AIM OF THE EXERCISE: Repeat the material below exactly, with no pictures.

DATASET EXCERPT:
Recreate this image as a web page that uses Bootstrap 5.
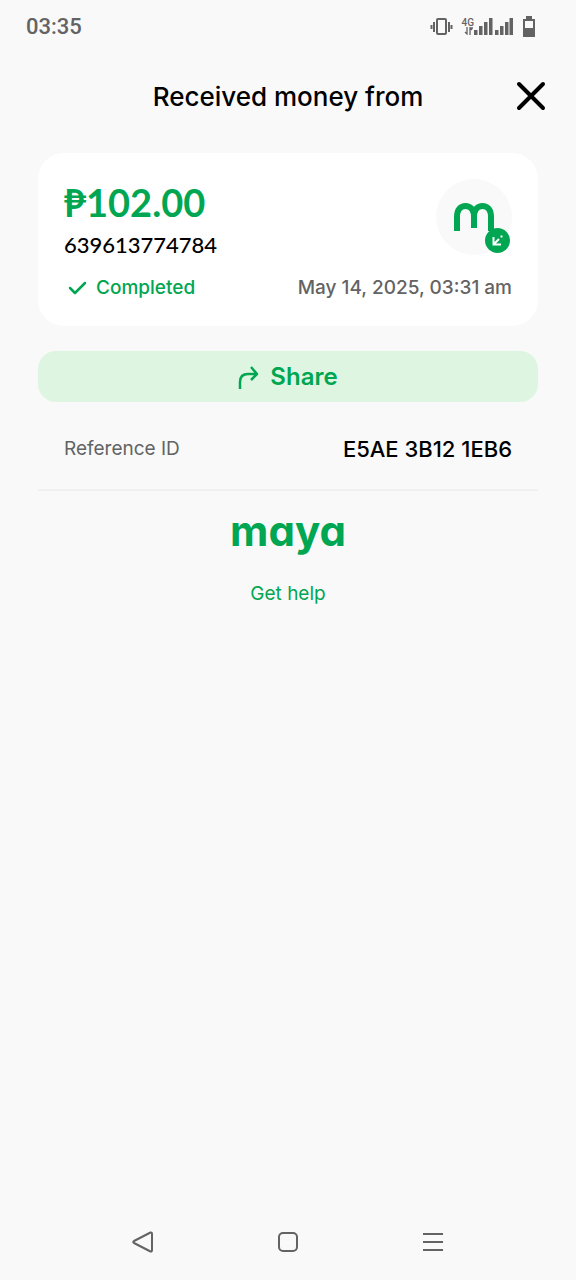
<!DOCTYPE html>
<html lang="en">
<head>
<meta charset="utf-8">
<meta name="viewport" content="width=device-width, initial-scale=1">
<title>Received money from</title>
<link rel="stylesheet" href="https://cdn.jsdelivr.net/npm/bootstrap@5.3.0/dist/css/bootstrap.min.css">
<style>
:root { --brand: #00a651; --ink: #000; --muted: #636363; --page: #f9f9f9; }
body { background: var(--page); color: var(--ink); font-family: Inter, "Liberation Sans", sans-serif; }
svg { display: block; flex: none; }
.status { height: 54px; padding: 0 40px 0 26px; color: var(--muted); font: 500 22px/28px Roboto, sans-serif; }
.net { font: 500 10px/8px Roboto, sans-serif; }
.topbar { height: 86px; }
.topbar h1 { font-size: 26px; line-height: 32px; font-weight: 500; }
.close-btn { right: 28px; top: 24px; }
.sheet { padding: 13px 38px 0; }
.receipt { border-radius: 26px; padding: 26px; }
.brand { color: var(--brand); }
.amount { font: 700 38px/46px Lato, Inter, sans-serif; }
.digits { font: 500 22px/40px Lato, sans-serif; }
.meta { font-size: 19px; line-height: 24px; font-weight: 500; margin-top: 11px; }
.soft { color: var(--muted); }
.avatar { width: 76px; height: 76px; background: var(--page); }
.direction { right: 2px; bottom: 2px; }
.share { height: 51px; margin-top: 25px; border-radius: 18px; background: #def6e1; font-size: 24px; font-weight: 600; line-height: 32px; }
.detail { padding: 34px 26px 27px; border-bottom: 2px solid #f0f0f0; }
.detail dt { font-size: 19px; line-height: 26px; font-weight: 400; }
.detail dd { font-size: 22px; line-height: 26px; font-weight: 500; }
.wordmark { font: 700 42px/48px Inter, sans-serif; font-feature-settings: "cv11"; margin-top: 16px; }
.help { font-size: 19px; line-height: 24px; margin-top: 27px; }
.sysnav { height: 76px; color: var(--muted); padding: 0 71px; }
</style>
</head>
<body>
<div class="min-vh-100 d-flex flex-column">
  <div class="status d-flex align-items-center justify-content-between">
    <span>03:35</span>
    <div class="d-flex align-items-center">
      <svg width="24" height="18" viewBox="0 0 24 18" fill="none" stroke="currentColor" stroke-width="2"><rect x="7" y="1" width="9" height="15" rx="1"/><path d="M4 4v10M1.500 7v4M19 4v10M21.500 7v4"/></svg>
      <div class="net ms-2 d-flex flex-column"><span>4G</span>
        <svg width="12" height="8" viewBox="0 0 12 8" fill="none" stroke="currentColor" stroke-width="1.300"><path d="M5 0v7L3 5M8 8V1l2 2M8 1h3"/></svg>
      </div>
      <svg width="40" height="18" viewBox="0 0 40 18" fill="currentColor"><path d="M0 12h3.500v5H0zM5 8h3.500v9H5zM10 4h3.500v13H10zM15 0h3.500v17H15zM21 12h3.500v5H21zM26 8h3.500v9H26zM31 4h3.500v13H31zM35.500 0H39v17h-3.500z"/></svg>
      <svg class="ms-2" width="14" height="22" viewBox="0 0 14 22"><path d="M4 0h6v3h3v18H1V3h3z" fill="currentColor"/><path d="M3 5h8v7H3z" fill="#f9f9f9"/></svg>
    </div>
  </div>
  <header class="topbar position-relative d-flex align-items-center justify-content-center">
    <h1 class="m-0">Received money from</h1>
    <button type="button" class="close-btn btn p-0 border-0 position-absolute" aria-label="Close">
      <svg width="34" height="36" viewBox="0 0 34 36" fill="none" stroke="#000" stroke-width="4" stroke-linecap="round"><path d="M5 6 29 30M29 6 5 30"/></svg>
    </button>
  </header>
  <main class="sheet">
    <section class="receipt bg-white">
      <div class="d-flex justify-content-between">
        <div>
          <div class="amount brand">₱102.00</div>
          <div class="digits">639613774784</div>
        </div>
        <div class="avatar rounded-circle position-relative d-flex align-items-center justify-content-center">
          <svg width="40" height="28" viewBox="0 0 40 28" fill="none" stroke="#00a651" stroke-width="6"><path d="M3 28V14C3 6 7 3 11.500 3S20 6 20 14v11V14C20 6 24 3 28.500 3S37 6 37 14v14"/></svg>
          <svg class="direction position-absolute" width="25" height="25" viewBox="0 0 25 25" fill="none" stroke="#fff" stroke-width="2"><circle cx="12.500" cy="12.500" r="12.500" fill="#00a651" stroke="none"/><path d="M8.500 9v7.500H16M9 16l5-5M15.500 8.500h2"/></svg>
        </div>
      </div>
      <div class="meta d-flex justify-content-between align-items-center">
        <span class="brand d-flex align-items-center"><svg class="me-2" width="24" height="20" viewBox="0 0 24 20" fill="none" stroke="currentColor" stroke-width="2.500" stroke-linecap="round" stroke-linejoin="round"><path d="m6 10 5 5 10-10"/></svg>Completed</span>
        <time class="soft" datetime="2025-05-14T03:31">May 14, 2025, 03:31 am</time>
      </div>
    </section>
    <button type="button" class="share brand btn border-0 w-100 p-0 d-flex align-items-center justify-content-center">
      <svg class="me-2" width="24" height="26" viewBox="0 0 24 26" fill="none" stroke="currentColor" stroke-width="2.500" stroke-linejoin="round"><path d="M2 25v-7c0-6 3-8 8-8h8M13 3l6 7-6 6"/></svg>Share
    </button>
    <dl class="detail d-flex justify-content-between m-0">
      <dt class="soft">Reference ID</dt>
      <dd class="m-0">E5AE 3B12 1EB6</dd>
    </dl>
    <div class="wordmark brand text-center">maya</div>
    <div class="help text-center"><a class="brand text-decoration-none" href="#help">Get help</a></div>
  </main>
  <nav class="sysnav mt-auto d-flex align-items-center justify-content-around" aria-label="System">
    <button type="button" class="btn p-0 border-0 soft" aria-label="Back"><svg width="24" height="24" viewBox="0 0 24 24" fill="none" stroke="currentColor" stroke-width="2" stroke-linejoin="round"><path d="M19.500 2.500Q21 2 21 4v16q0 2-1.500 1.500L3 13q-1.500-1 0-2z"/></svg></button>
    <button type="button" class="btn p-0 border-0 soft" aria-label="Home"><svg width="24" height="24" viewBox="0 0 24 24" fill="none" stroke="currentColor" stroke-width="2"><rect x="3" y="3" width="18" height="18" rx="4"/></svg></button>
    <button type="button" class="btn p-0 border-0 soft" aria-label="Recent apps"><svg width="24" height="24" viewBox="0 0 24 24" fill="none" stroke="currentColor" stroke-width="2"><path d="M2 4h20M2 12h20M2 20h20"/></svg></button>
  </nav>
</div>
<script src="https://cdn.jsdelivr.net/npm/bootstrap@5.3.0/dist/js/bootstrap.bundle.min.js"></script>
</body>
</html>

WORKED SOLUTION:
Recreate this image as a web page that uses Bootstrap 5.
<!DOCTYPE html>
<html lang="en">
<head>
<meta charset="utf-8">
<meta name="viewport" content="width=device-width, initial-scale=1">
<title>Received money from</title>
<link rel="stylesheet" href="https://cdn.jsdelivr.net/npm/bootstrap@5.3.0/dist/css/bootstrap.min.css">
<style>
:root { --brand: #00a651; --ink: #000; --muted: #636363; --page: #f9f9f9; }
body { background: var(--page); color: var(--ink); font-family: Inter, "Liberation Sans", sans-serif; }
svg { display: block; flex: none; }
.status { height: 54px; padding: 0 40px 0 26px; color: var(--muted); font: 500 22px/28px Roboto, sans-serif; }
.net { font: 500 10px/8px Roboto, sans-serif; }
.topbar { height: 86px; }
.topbar h1 { font-size: 26px; line-height: 32px; font-weight: 500; }
.close-btn { right: 28px; top: 24px; }
.sheet { padding: 13px 38px 0; }
.receipt { border-radius: 26px; padding: 26px; }
.brand { color: var(--brand); }
.amount { font: 700 38px/46px Lato, Inter, sans-serif; }
.digits { font: 500 22px/40px Lato, sans-serif; }
.meta { font-size: 19px; line-height: 24px; font-weight: 500; margin-top: 11px; }
.soft { color: var(--muted); }
.avatar { width: 76px; height: 76px; background: var(--page); }
.direction { right: 2px; bottom: 2px; }
.share { height: 51px; margin-top: 25px; border-radius: 18px; background: #def6e1; font-size: 24px; font-weight: 600; line-height: 32px; }
.detail { padding: 34px 26px 27px; border-bottom: 2px solid #f0f0f0; }
.detail dt { font-size: 19px; line-height: 26px; font-weight: 400; }
.detail dd { font-size: 22px; line-height: 26px; font-weight: 500; }
.wordmark { font: 700 42px/48px Inter, sans-serif; font-feature-settings: "cv11"; margin-top: 16px; }
.help { font-size: 19px; line-height: 24px; margin-top: 27px; }
.sysnav { height: 76px; color: var(--muted); padding: 0 71px; }
</style>
</head>
<body>
<div class="min-vh-100 d-flex flex-column">
  <div class="status d-flex align-items-center justify-content-between">
    <span>03:35</span>
    <div class="d-flex align-items-center">
      <svg width="24" height="18" viewBox="0 0 24 18" fill="none" stroke="currentColor" stroke-width="2"><rect x="7" y="1" width="9" height="15" rx="1"/><path d="M4 4v10M1.500 7v4M19 4v10M21.500 7v4"/></svg>
      <div class="net ms-2 d-flex flex-column"><span>4G</span>
        <svg width="12" height="8" viewBox="0 0 12 8" fill="none" stroke="currentColor" stroke-width="1.300"><path d="M5 0v7L3 5M8 8V1l2 2M8 1h3"/></svg>
      </div>
      <svg width="40" height="18" viewBox="0 0 40 18" fill="currentColor"><path d="M0 12h3.500v5H0zM5 8h3.500v9H5zM10 4h3.500v13H10zM15 0h3.500v17H15zM21 12h3.500v5H21zM26 8h3.500v9H26zM31 4h3.500v13H31zM35.500 0H39v17h-3.500z"/></svg>
      <svg class="ms-2" width="14" height="22" viewBox="0 0 14 22"><path d="M4 0h6v3h3v18H1V3h3z" fill="currentColor"/><path d="M3 5h8v7H3z" fill="#f9f9f9"/></svg>
    </div>
  </div>
  <header class="topbar position-relative d-flex align-items-center justify-content-center">
    <h1 class="m-0">Received money from</h1>
    <button type="button" class="close-btn btn p-0 border-0 position-absolute" aria-label="Close">
      <svg width="34" height="36" viewBox="0 0 34 36" fill="none" stroke="#000" stroke-width="4" stroke-linecap="round"><path d="M5 6 29 30M29 6 5 30"/></svg>
    </button>
  </header>
  <main class="sheet">
    <section class="receipt bg-white">
      <div class="d-flex justify-content-between">
        <div>
          <div class="amount brand">₱102.00</div>
          <div class="digits">639613774784</div>
        </div>
        <div class="avatar rounded-circle position-relative d-flex align-items-center justify-content-center">
          <svg width="40" height="28" viewBox="0 0 40 28" fill="none" stroke="#00a651" stroke-width="6"><path d="M3 28V14C3 6 7 3 11.500 3S20 6 20 14v11V14C20 6 24 3 28.500 3S37 6 37 14v14"/></svg>
          <svg class="direction position-absolute" width="25" height="25" viewBox="0 0 25 25" fill="none" stroke="#fff" stroke-width="2"><circle cx="12.500" cy="12.500" r="12.500" fill="#00a651" stroke="none"/><path d="M8.500 9v7.500H16M9 16l5-5M15.500 8.500h2"/></svg>
        </div>
      </div>
      <div class="meta d-flex justify-content-between align-items-center">
        <span class="brand d-flex align-items-center"><svg class="me-2" width="24" height="20" viewBox="0 0 24 20" fill="none" stroke="currentColor" stroke-width="2.500" stroke-linecap="round" stroke-linejoin="round"><path d="m6 10 5 5 10-10"/></svg>Completed</span>
        <time class="soft" datetime="2025-05-14T03:31">May 14, 2025, 03:31 am</time>
      </div>
    </section>
    <button type="button" class="share brand btn border-0 w-100 p-0 d-flex align-items-center justify-content-center">
      <svg class="me-2" width="24" height="26" viewBox="0 0 24 26" fill="none" stroke="currentColor" stroke-width="2.500" stroke-linejoin="round"><path d="M2 25v-7c0-6 3-8 8-8h8M13 3l6 7-6 6"/></svg>Share
    </button>
    <dl class="detail d-flex justify-content-between m-0">
      <dt class="soft">Reference ID</dt>
      <dd class="m-0">E5AE 3B12 1EB6</dd>
    </dl>
    <div class="wordmark brand text-center">maya</div>
    <div class="help text-center"><a class="brand text-decoration-none" href="#help">Get help</a></div>
  </main>
  <nav class="sysnav mt-auto d-flex align-items-center justify-content-around" aria-label="System">
    <button type="button" class="btn p-0 border-0 soft" aria-label="Back"><svg width="24" height="24" viewBox="0 0 24 24" fill="none" stroke="currentColor" stroke-width="2" stroke-linejoin="round"><path d="M19.500 2.500Q21 2 21 4v16q0 2-1.500 1.500L3 13q-1.500-1 0-2z"/></svg></button>
    <button type="button" class="btn p-0 border-0 soft" aria-label="Home"><svg width="24" height="24" viewBox="0 0 24 24" fill="none" stroke="currentColor" stroke-width="2"><rect x="3" y="3" width="18" height="18" rx="4"/></svg></button>
    <button type="button" class="btn p-0 border-0 soft" aria-label="Recent apps"><svg width="24" height="24" viewBox="0 0 24 24" fill="none" stroke="currentColor" stroke-width="2"><path d="M2 4h20M2 12h20M2 20h20"/></svg></button>
  </nav>
</div>
<script src="https://cdn.jsdelivr.net/npm/bootstrap@5.3.0/dist/js/bootstrap.bundle.min.js"></script>
</body>
</html>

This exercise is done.